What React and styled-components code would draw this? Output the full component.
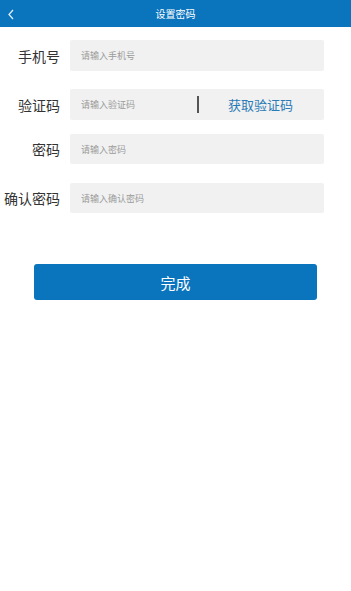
________________
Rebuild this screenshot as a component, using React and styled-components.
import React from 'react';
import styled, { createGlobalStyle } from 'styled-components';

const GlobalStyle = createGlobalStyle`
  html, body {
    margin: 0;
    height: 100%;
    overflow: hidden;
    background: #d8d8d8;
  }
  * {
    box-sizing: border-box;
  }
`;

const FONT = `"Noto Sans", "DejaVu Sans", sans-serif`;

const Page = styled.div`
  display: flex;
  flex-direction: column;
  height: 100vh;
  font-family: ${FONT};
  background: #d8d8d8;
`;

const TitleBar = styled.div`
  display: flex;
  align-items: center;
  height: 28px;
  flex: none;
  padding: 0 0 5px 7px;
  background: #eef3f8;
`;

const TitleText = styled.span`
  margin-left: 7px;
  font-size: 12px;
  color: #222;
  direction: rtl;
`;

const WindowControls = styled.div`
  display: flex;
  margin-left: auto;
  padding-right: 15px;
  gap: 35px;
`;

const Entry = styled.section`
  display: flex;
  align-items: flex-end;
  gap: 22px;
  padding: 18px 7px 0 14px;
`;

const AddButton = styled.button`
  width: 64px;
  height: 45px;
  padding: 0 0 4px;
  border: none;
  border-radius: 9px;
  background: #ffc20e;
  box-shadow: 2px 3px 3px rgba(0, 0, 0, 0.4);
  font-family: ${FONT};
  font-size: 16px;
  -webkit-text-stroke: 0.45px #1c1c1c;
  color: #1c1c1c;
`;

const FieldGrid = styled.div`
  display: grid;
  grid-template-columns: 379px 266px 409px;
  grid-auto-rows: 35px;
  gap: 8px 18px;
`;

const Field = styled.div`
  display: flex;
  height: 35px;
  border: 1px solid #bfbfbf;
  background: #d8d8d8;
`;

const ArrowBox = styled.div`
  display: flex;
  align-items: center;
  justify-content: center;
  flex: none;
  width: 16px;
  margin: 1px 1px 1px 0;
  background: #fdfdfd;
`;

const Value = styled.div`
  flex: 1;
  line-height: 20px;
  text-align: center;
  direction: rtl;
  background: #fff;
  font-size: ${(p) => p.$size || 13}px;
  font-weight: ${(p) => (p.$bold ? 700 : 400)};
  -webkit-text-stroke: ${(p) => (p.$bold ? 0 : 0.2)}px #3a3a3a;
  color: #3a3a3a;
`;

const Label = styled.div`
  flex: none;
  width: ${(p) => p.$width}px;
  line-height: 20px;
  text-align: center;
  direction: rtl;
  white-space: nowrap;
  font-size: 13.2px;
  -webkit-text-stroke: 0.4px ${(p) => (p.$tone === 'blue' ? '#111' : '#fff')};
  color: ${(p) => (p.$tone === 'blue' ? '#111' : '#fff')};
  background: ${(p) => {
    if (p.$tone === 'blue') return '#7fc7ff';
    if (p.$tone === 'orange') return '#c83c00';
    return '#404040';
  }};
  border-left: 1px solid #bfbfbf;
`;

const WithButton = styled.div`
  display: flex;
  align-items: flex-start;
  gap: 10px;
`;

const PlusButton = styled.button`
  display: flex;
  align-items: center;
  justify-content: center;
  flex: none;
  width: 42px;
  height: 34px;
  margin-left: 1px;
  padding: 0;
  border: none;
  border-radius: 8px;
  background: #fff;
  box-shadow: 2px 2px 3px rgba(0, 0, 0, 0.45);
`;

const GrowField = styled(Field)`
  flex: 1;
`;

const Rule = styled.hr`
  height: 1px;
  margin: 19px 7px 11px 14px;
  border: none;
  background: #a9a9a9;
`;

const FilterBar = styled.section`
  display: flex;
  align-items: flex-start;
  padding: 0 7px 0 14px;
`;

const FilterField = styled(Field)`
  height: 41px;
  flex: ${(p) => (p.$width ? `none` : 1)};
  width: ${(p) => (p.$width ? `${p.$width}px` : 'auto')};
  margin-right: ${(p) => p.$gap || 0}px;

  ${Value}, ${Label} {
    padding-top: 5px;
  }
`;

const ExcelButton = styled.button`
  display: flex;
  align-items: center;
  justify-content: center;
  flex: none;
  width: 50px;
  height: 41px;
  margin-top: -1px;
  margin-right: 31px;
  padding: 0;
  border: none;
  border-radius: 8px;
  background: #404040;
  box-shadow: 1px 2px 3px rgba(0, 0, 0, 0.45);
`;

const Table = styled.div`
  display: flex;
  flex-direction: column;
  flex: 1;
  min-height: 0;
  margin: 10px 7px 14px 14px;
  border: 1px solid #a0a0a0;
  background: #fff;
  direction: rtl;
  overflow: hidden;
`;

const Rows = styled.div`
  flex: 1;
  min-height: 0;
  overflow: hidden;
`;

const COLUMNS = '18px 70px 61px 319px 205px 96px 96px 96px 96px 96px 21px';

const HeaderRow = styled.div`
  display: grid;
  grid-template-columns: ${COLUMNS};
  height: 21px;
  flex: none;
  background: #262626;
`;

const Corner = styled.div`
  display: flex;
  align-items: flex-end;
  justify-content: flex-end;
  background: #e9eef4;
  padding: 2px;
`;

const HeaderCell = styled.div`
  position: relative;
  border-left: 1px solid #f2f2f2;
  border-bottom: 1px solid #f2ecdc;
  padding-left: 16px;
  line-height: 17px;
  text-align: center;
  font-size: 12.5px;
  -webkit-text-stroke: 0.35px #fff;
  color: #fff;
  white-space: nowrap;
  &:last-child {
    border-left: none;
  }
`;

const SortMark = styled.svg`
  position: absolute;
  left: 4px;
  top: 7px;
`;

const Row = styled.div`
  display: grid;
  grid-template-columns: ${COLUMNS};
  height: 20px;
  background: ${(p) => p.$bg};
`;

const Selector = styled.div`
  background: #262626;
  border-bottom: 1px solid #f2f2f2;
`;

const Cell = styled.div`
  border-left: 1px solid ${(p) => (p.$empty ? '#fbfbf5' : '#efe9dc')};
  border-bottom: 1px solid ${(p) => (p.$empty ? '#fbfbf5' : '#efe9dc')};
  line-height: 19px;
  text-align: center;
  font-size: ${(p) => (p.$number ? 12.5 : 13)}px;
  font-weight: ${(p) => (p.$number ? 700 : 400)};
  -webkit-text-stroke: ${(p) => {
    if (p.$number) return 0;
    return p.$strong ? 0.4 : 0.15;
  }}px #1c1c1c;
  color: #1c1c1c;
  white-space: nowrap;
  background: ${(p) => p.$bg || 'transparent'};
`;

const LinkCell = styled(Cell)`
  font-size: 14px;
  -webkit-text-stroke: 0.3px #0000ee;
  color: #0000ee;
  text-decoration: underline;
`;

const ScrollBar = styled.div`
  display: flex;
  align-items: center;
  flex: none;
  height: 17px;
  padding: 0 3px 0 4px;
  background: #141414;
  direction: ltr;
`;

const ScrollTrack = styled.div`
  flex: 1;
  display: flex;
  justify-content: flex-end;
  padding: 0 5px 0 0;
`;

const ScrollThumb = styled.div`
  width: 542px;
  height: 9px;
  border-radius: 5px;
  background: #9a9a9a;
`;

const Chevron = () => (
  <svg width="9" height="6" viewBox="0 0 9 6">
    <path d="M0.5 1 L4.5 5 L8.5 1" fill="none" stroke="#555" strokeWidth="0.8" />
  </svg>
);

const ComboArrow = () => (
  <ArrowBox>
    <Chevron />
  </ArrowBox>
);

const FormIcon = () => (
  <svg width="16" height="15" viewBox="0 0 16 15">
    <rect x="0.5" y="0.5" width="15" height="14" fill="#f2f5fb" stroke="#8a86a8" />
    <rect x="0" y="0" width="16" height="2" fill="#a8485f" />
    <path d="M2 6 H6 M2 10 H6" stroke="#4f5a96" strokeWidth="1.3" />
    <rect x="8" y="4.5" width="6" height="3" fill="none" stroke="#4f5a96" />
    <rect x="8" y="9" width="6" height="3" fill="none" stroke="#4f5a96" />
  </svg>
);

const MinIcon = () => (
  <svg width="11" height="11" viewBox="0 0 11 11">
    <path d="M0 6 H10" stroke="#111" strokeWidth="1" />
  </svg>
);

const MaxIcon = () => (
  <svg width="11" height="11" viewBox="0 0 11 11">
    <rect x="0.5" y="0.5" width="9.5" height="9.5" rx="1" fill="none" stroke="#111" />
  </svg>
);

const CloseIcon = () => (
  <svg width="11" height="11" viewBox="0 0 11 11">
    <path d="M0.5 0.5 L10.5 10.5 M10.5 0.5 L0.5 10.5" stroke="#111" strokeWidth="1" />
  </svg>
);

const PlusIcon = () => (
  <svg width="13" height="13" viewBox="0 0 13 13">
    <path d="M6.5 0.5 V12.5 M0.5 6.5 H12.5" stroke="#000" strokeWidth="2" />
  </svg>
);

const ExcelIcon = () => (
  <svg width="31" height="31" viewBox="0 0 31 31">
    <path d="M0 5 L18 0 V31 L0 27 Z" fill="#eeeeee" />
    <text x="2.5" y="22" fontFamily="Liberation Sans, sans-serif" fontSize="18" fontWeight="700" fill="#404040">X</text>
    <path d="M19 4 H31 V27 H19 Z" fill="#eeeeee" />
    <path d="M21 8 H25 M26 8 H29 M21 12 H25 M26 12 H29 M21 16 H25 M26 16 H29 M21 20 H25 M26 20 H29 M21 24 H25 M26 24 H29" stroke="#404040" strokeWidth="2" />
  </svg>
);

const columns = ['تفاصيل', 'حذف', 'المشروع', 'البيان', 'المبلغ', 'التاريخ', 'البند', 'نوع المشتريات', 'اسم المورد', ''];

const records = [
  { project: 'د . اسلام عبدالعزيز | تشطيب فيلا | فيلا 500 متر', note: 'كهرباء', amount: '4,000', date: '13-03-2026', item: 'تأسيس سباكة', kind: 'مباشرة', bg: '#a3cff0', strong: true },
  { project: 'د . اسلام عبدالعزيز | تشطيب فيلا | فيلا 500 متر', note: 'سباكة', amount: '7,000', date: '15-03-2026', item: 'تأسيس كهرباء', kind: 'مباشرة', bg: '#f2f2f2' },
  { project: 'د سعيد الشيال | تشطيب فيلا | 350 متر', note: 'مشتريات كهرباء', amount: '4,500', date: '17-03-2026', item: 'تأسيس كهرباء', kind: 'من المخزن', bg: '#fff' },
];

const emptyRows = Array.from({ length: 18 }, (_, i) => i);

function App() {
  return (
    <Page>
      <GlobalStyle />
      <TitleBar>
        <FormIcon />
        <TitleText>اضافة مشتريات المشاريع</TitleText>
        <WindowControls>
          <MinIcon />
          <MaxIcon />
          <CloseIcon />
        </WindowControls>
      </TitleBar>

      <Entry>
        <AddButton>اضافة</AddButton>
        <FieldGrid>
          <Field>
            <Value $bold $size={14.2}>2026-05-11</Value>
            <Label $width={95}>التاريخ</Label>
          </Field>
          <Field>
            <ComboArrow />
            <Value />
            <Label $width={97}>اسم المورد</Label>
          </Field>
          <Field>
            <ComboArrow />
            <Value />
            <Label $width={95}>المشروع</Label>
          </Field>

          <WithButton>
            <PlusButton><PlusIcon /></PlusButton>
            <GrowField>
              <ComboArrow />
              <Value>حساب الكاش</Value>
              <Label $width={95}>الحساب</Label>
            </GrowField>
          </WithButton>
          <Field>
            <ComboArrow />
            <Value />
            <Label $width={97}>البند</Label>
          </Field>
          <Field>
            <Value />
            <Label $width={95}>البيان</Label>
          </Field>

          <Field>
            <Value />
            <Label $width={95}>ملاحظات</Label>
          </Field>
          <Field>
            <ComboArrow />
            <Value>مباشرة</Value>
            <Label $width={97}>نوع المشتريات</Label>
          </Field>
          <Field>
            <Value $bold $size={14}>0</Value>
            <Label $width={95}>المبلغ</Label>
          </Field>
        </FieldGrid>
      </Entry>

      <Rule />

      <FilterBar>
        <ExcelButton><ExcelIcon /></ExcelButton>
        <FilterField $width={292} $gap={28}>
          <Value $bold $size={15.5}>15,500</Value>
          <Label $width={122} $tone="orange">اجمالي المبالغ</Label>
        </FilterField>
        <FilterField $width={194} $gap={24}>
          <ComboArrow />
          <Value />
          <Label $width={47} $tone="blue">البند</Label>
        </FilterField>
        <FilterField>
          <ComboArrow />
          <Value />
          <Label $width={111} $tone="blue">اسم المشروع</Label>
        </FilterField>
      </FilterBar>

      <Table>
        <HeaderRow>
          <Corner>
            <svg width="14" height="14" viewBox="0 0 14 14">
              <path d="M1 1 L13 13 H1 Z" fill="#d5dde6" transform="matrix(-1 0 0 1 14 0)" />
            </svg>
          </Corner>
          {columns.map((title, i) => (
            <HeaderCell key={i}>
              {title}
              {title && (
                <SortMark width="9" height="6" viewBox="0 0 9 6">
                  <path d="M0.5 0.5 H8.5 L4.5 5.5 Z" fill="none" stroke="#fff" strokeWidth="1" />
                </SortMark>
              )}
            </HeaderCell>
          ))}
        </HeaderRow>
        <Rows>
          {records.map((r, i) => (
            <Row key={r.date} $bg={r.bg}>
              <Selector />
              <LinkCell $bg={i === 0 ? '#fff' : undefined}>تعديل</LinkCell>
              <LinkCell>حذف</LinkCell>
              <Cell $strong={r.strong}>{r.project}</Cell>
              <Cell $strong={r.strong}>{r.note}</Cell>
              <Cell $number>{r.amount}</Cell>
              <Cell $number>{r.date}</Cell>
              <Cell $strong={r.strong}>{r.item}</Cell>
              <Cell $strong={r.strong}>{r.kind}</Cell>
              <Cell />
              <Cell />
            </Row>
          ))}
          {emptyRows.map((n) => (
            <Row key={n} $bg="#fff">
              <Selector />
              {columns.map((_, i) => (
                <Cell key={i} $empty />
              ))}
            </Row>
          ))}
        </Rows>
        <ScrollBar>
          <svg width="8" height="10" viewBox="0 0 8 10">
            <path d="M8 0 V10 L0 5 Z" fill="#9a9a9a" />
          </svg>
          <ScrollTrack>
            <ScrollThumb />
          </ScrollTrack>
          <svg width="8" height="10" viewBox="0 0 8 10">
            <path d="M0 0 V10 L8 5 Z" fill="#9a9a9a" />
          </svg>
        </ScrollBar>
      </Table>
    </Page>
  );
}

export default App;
________________
- _EXERCISE DIRECTIONS_: Copy and report every line where the word "React" is present.

- _SOLVED EXERCISE_:
What React and styled-components code would draw this? Output the full component.
Rebuild this screenshot as a component, using React and styled-components.
import React from 'react';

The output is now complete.